My first trip to the Russian river was in 1984, with a college girlfriend named Tania. She was unlike almost anyone I dated back then, because she was sane – AND her father actually owned two fishing supply stores. Tania went on to become a successful optometrist, but she apparently didn’t see too well at the time, because, as we covered, she went out with me. She had set up a day of canoeing on the quiet waters around Guerneville in the summer of ’84 – that magical year the Tigers won the World Series – and I of course turned it into a fishing trip. (And got a pound and a half smallmouth on a gold J-9 rapala. Yes, I remember those things.)
I know you’re all waiting for some ridiculous picture of us from college, with wild hair and period clothing, and believe me, I looked. But in 1984, there was no digital photography, thank goodness, and there was absolutely nothing compromising of Tania I could toss in here. That might be a good thing, as the shortest of her three brothers is something like 6’5″.
As Spellman and I drove up the Bohemian highway toward Guerneville, we began to acknowledge that we had done almost no advance planning. We knew where to find the river – the wet thing on the left – but that was about it. That’s where King’s Sport and Tackle (Click here for details) came in to play. With one quick visit, we had great advice on where to go for the oddball fish, specifically a hard-to-find boat ramp in Monte Rio.
The Monte Rio bridge. Little did I know that the boat ramp was right in front of me, just to the right of a sign that said “Boat Ramp.”
Of course, these guys are also the ones who broke the bad news that NO BAIT is allowed in the river. NO BAIT. What have these communists done to us? California makes a lot of things unnecessarily complicated. For example, our budget is deep in the red and yet we still publish our fishing regulations in everything from Esperanto to Ancient Greek. Sigh.
We tried a few spots by the bridge that looked promising. The areas definitely held some small fish, but the no bait thing was tough. We relied on Berkeley Gulp plastics, which are the foulest-smelling artificial substance not found in my hockey bag. We looked around for the boat ramp, but it eluded us for some time.
We fished the pools on the far bank without result.
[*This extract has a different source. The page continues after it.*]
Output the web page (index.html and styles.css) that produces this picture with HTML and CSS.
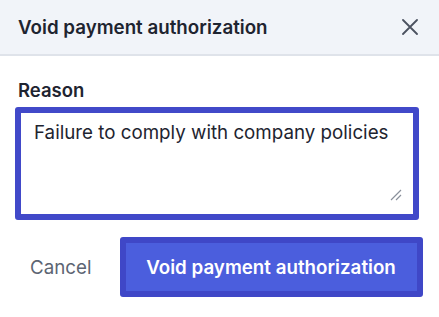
FILE: index.html
```html
<!DOCTYPE html>
<html>
<head>
<meta charset="utf-8">
<link rel="stylesheet" href="styles.css">
</head>
<body>
<div class="dialog">
  <header class="header">
    <h1 class="title">Void payment authorization</h1>
    <button class="close" aria-label="Close">
      <svg width="16" height="16" viewBox="0 0 16 16"><path d="M1 1L15 15M15 1L1 15" stroke="#4b5260" stroke-width="1.8" stroke-linecap="round" fill="none"/></svg>
    </button>
  </header>
  <div class="content">
    <label class="label">Reason</label>
    <div class="field">
      <div class="textarea">Failure to comply with company policies</div>
      <svg class="grip" width="12" height="12" viewBox="0 0 12 12"><path d="M1 11L11 1M6 11L11 6" stroke="#8a909b" stroke-width="1.2" fill="none"/></svg>
    </div>
  </div>
  <footer class="footer">
    <button class="cancel">Cancel</button>
    <button class="primary">Void payment authorization</button>
  </footer>
</div>
</body>
</html>
```
FILE: styles.css
```css
* { box-sizing: border-box; }
html, body { margin: 0; padding: 0; background: #fff; }
body { font-family: Inter, "Noto Sans", sans-serif; }
.dialog { width: 439px; }
.header {
  height: 56px;
  display: flex;
  align-items: center;
  justify-content: space-between;
  padding: 0 21px 0 18px;
  background: #f1f4f9;
  border-bottom: 2px solid #dfe3ea;
}
.title { margin: 0; font-size: 18.75px; font-weight: 600; color: #1e2430; letter-spacing: 0; }
.close { border: 0; background: none; padding: 0; display: flex; }
.content { padding: 22px 20px 0 15px; }
.label { display: block; margin-left: 3px; font-size: 18.5px; font-weight: 600; color: #1e2430; line-height: 24px; }
.field { position: relative; margin-top: 5px; }
.textarea {
  width: 404px;
  height: 113px;
  border: 6px solid #4149c9;
  border-radius: 3px;
  padding: 6px 13px;
  font-size: 18.75px;
  line-height: 27px;
  color: #1e2430;
}
.grip { position: absolute; right: 17px; bottom: 19px; }
.footer { display: flex; align-items: center; padding: 17px 0 0 30px; }
.cancel { border: 0; background: none; padding: 0; font-family: inherit; font-size: 18.75px; color: #5d6573; }
.primary {
  margin-left: 28px;
  width: 303px;
  height: 60px;
  border: 6px solid #3f47c7;
  border-radius: 3px;
  background: #4b5edd;
  color: #fff;
  font-family: inherit;
  font-size: 18.75px;
  font-weight: 600;
}
```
About two hours later, we found the boat ramp the bait store guys had been talking about, which was exactly where they said it was, by the sign that said “Boat Ramp.” We were getting hungry, but I promised to make it short. While I probably meant it at the time, no one should ever believe me when I say this.
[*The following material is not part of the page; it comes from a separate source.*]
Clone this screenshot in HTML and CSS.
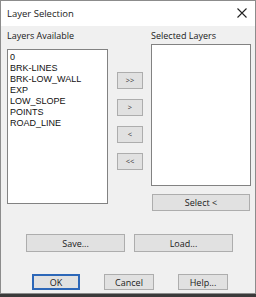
FILE: index.html
```html
<!DOCTYPE html>
<html lang="en">
<head>
    <meta charset="UTF-8">
    <title>Layer Selection</title>
    <link rel="stylesheet" href="styles.css">
</head>
<body>
    <div class="window">
        <div class="titlebar">
            <span class="title">Layer Selection</span>
            <svg class="close" width="10" height="10" viewBox="0 0 10 10">
                <path d="M0.5 0.5 L9.5 9.5 M9.5 0.5 L0.5 9.5" stroke="#222" stroke-width="1.1" fill="none"/>
            </svg>
        </div>

        <div class="content">
            <div class="lists">
                <div class="col left">
                    <div class="label">Layers Available</div>
                    <div class="listbox available">
                        <div class="item">0</div>
                        <div class="item">BRK-LINES</div>
                        <div class="item">BRK-LOW_WALL</div>
                        <div class="item">EXP</div>
                        <div class="item">LOW_SLOPE</div>
                        <div class="item">POINTS</div>
                        <div class="item">ROAD_LINE</div>
                    </div>
                </div>

                <div class="arrows">
                    <button class="btn arrow">&gt;&gt;</button>
                    <button class="btn arrow">&gt;</button>
                    <button class="btn arrow">&lt;</button>
                    <button class="btn arrow">&lt;&lt;</button>
                </div>

                <div class="col right">
                    <div class="label">Selected Layers</div>
                    <div class="listbox selected"></div>
                    <button class="btn select">Select &lt;</button>
                </div>
            </div>

            <div class="row files">
                <button class="btn wide">Save...</button>
                <button class="btn wide">Load...</button>
            </div>

            <div class="row actions">
                <button class="btn small default">OK</button>
                <button class="btn small">Cancel</button>
                <button class="btn small">Help...</button>
            </div>
        </div>
    </div>
</body>
</html>
```

FILE: styles.css
```css
body {
    margin: 0;
    background: #3a3a3a;
    font-family: "Open Sans", "Noto Sans", sans-serif;
    color: #1a1a1a;
}
.window {
    width: 256px;
    height: 294px;
    box-sizing: border-box;
    border: 1px solid #8c8c8c;
    background: #f0f0f0;
    display: flex;
    flex-direction: column;
}
.titlebar {
    height: 25px;
    background: #fff;
    display: flex;
    align-items: center;
    justify-content: space-between;
    padding: 0 8px 0 6px;
}
.title {
    font-size: 9.5px;
}
.close {
    margin-top: -1px;
}
.content {
    flex: 1;
    display: flex;
    flex-direction: column;
}
.lists {
    display: flex;
    height: 185px;
}
.col {
    display: flex;
    flex-direction: column;
}
.left {
    margin-left: 6px;
    width: 101px;
}
.right {
    margin-left: 8px;
    width: 100px;
}
.label {
    font-size: 9px;
    height: 14px;
    line-height: 14px;
    margin-top: 3px;
}
.listbox {
    box-sizing: border-box;
    background: #fff;
    border: 1px solid #828282;
}
.available {
    margin-top: 6px;
    height: 155px;
    padding: 2px 0 0 2px;
}
.selected {
    margin-top: 1px;
    height: 143px;
}
.item {
    font-family: "Liberation Sans", Arial, sans-serif;
    font-size: 9px;
    line-height: 11px;
    color: #111;
}
.btn {
    box-sizing: border-box;
    background: #e1e1e1;
    border: 1px solid #adadad;
    font-family: "Open Sans", "Noto Sans", sans-serif;
    font-size: 9px;
    color: #1a1a1a;
    padding: 0;
    line-height: 1;
}
.arrows {
    display: flex;
    flex-direction: column;
    gap: 10px;
    margin-left: 9px;
    padding-top: 46px;
}
.arrow {
    width: 26px;
    height: 17px;
    font-size: 7.5px;
    color: #333;
}
.select {
    margin-top: 8px;
    margin-left: 1px;
    width: 98px;
    height: 17px;
}
.row {
    display: flex;
}
.files {
    margin-top: 23px;
    margin-left: 25px;
    gap: 9px;
}
.wide {
    width: 99px;
    height: 18px;
}
.actions {
    margin-top: 22px;
    margin-left: 31px;
}
.small {
    width: 50px;
    height: 16px;
}
.small + .small {
    margin-left: 24px;
}
.default {
    width: 48px;
    border: 2px solid #2c67b8;
}
```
I tossed out a tiny smelly plastic bit on a #18 hook, and finally, there was some activity. The float dipped, then dipped again, then wandered off. I pulled up a California roach. Casting again, ever wary for the tule perch, I watched my float go and I hooked something a bit more spirited. Pulling it onto the bank, I was surprised – and thrilled – to see I had caught a hitch, species # 1212. I then got a few more hitch – they were everywhere – nothing was going to be close to a pound, so a world record was out, but it was a species on the board. The perch was another matter – I saw nothing that looked remotely like one.
The hitch. Spellman casts for shad in the background.
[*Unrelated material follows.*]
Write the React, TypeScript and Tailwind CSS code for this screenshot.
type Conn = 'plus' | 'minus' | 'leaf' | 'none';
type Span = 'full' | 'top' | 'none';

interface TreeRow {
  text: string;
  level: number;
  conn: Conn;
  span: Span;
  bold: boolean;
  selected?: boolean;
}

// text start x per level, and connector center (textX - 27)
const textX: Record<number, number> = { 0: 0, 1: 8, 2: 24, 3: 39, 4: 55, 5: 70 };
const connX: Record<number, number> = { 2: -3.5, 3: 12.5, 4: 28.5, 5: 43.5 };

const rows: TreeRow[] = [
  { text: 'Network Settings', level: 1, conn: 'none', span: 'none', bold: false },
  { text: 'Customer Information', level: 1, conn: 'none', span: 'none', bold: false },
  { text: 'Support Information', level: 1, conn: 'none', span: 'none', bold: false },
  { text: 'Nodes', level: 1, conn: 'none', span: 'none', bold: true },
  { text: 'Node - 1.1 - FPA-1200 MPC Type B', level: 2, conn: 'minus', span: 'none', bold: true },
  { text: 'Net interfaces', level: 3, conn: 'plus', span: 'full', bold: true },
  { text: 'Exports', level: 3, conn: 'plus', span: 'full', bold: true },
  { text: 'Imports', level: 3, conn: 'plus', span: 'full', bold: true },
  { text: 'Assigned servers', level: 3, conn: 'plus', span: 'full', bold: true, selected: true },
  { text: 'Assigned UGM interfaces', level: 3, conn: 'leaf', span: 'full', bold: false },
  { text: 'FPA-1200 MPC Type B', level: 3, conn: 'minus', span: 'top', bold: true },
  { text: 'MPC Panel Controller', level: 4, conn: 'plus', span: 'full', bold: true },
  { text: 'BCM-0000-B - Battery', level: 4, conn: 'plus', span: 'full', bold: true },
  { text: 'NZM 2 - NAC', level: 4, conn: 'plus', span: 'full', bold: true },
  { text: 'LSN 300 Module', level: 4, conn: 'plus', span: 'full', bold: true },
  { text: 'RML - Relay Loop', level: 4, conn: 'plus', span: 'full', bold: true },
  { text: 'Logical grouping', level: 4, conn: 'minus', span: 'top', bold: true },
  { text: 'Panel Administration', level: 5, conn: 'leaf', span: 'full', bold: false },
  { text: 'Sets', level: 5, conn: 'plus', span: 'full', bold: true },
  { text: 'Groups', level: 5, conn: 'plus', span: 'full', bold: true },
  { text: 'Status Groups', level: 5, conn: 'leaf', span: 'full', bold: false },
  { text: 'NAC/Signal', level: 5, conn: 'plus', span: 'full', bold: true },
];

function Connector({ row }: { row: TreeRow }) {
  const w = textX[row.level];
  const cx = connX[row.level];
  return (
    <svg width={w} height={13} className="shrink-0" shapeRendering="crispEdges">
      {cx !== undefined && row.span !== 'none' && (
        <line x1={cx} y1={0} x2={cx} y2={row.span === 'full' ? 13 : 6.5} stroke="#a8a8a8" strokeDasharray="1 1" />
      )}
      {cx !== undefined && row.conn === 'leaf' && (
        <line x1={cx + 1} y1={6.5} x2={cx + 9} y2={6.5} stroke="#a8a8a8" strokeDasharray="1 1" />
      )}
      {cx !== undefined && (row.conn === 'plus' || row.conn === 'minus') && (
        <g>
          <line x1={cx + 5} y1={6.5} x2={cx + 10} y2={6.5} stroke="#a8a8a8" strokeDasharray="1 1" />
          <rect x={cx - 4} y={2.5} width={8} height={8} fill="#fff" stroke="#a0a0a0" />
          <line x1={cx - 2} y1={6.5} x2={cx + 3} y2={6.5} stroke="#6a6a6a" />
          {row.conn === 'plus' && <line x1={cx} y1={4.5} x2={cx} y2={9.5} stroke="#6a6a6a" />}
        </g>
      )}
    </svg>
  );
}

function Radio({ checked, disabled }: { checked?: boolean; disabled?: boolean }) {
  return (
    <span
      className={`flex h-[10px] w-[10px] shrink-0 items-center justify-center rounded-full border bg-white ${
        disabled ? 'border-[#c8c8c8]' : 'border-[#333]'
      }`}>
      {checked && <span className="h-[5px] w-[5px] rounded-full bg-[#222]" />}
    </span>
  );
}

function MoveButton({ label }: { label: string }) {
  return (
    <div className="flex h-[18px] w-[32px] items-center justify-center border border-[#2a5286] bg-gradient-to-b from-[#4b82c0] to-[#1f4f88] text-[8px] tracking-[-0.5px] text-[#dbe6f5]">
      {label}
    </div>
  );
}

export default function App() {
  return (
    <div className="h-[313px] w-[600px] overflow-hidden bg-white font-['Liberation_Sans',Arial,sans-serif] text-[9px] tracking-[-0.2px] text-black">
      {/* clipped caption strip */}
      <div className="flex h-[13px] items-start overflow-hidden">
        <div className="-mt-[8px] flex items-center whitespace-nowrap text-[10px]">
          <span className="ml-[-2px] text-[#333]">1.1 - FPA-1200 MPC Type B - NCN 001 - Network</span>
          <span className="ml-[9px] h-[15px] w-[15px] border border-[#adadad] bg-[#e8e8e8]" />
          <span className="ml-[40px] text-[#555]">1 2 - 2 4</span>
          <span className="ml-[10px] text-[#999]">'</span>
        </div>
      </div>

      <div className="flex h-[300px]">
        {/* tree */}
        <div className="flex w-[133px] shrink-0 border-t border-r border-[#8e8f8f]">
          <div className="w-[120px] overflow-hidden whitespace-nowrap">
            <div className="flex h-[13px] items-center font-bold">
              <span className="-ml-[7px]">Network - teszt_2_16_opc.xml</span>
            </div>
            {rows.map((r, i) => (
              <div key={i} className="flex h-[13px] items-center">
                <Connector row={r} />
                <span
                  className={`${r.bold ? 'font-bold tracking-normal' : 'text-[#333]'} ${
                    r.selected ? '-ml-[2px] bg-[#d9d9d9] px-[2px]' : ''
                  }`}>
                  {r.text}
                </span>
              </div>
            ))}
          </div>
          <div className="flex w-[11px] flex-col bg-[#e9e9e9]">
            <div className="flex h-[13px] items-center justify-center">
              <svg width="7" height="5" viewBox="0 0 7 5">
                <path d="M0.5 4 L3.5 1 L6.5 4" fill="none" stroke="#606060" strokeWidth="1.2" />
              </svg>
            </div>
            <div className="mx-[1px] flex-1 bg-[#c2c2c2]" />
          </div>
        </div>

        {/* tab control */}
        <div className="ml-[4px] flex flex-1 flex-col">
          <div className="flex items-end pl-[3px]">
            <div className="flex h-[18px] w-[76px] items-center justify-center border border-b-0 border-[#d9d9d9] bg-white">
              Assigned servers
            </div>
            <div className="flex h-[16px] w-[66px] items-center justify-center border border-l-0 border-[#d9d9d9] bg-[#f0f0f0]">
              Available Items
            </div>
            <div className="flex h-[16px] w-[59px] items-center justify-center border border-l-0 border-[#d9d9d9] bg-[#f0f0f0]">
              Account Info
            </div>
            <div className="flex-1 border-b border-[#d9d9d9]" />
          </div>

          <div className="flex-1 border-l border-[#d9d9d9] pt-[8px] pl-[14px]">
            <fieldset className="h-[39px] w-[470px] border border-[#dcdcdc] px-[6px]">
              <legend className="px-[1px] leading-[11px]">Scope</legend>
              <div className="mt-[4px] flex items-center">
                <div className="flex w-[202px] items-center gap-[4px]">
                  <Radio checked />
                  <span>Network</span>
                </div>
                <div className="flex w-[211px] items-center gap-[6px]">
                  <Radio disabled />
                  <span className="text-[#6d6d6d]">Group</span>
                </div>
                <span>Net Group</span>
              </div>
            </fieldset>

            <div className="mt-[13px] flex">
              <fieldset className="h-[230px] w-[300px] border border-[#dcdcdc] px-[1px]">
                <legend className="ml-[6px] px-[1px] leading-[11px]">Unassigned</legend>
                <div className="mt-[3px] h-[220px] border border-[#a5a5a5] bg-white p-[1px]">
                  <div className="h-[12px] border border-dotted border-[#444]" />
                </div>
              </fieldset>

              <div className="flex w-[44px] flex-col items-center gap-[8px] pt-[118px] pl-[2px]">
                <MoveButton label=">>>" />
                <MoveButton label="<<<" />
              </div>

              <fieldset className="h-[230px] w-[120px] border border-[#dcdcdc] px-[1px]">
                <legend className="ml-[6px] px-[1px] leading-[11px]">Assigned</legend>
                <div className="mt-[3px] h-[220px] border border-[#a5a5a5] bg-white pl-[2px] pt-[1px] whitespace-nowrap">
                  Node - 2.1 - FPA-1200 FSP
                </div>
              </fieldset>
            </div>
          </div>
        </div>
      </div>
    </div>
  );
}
I tried both sides of the ramp for about an hour, and as the sun got higher, we had to consider calling it a successful day. There was, after all, a marvelous Italian meal awaiting us at Negri’s in Occidental. (Another place I learned about from Tania.) Oh, and as I had sold the trip to Mark as a morning-only thing, so we hadn’t eaten. It was then, in the very shallow water right up against the bank, that my float dipped. I swung back, and for an instant, I had a tule perch up out of the water. It came off in mid-air. I could have thrown up. Spellman could have thrown up too, because he knew that this would mean at least another hour in the same place, even if that had been the only tule perch within 50 miles.
Regardless of both of us being near starvation, I stayed at that spot for another 48 minutes, which must be the exact memory span of a tule perch, because that’s when it bit again, and this time, it stayed hooked. I had gotten two species within three hours, within 100 miles of my home. There was hope yet.
The savage tule perch. Mark is smiling because we could eat now.
And yes, I paid for lunch. It was the least I could do.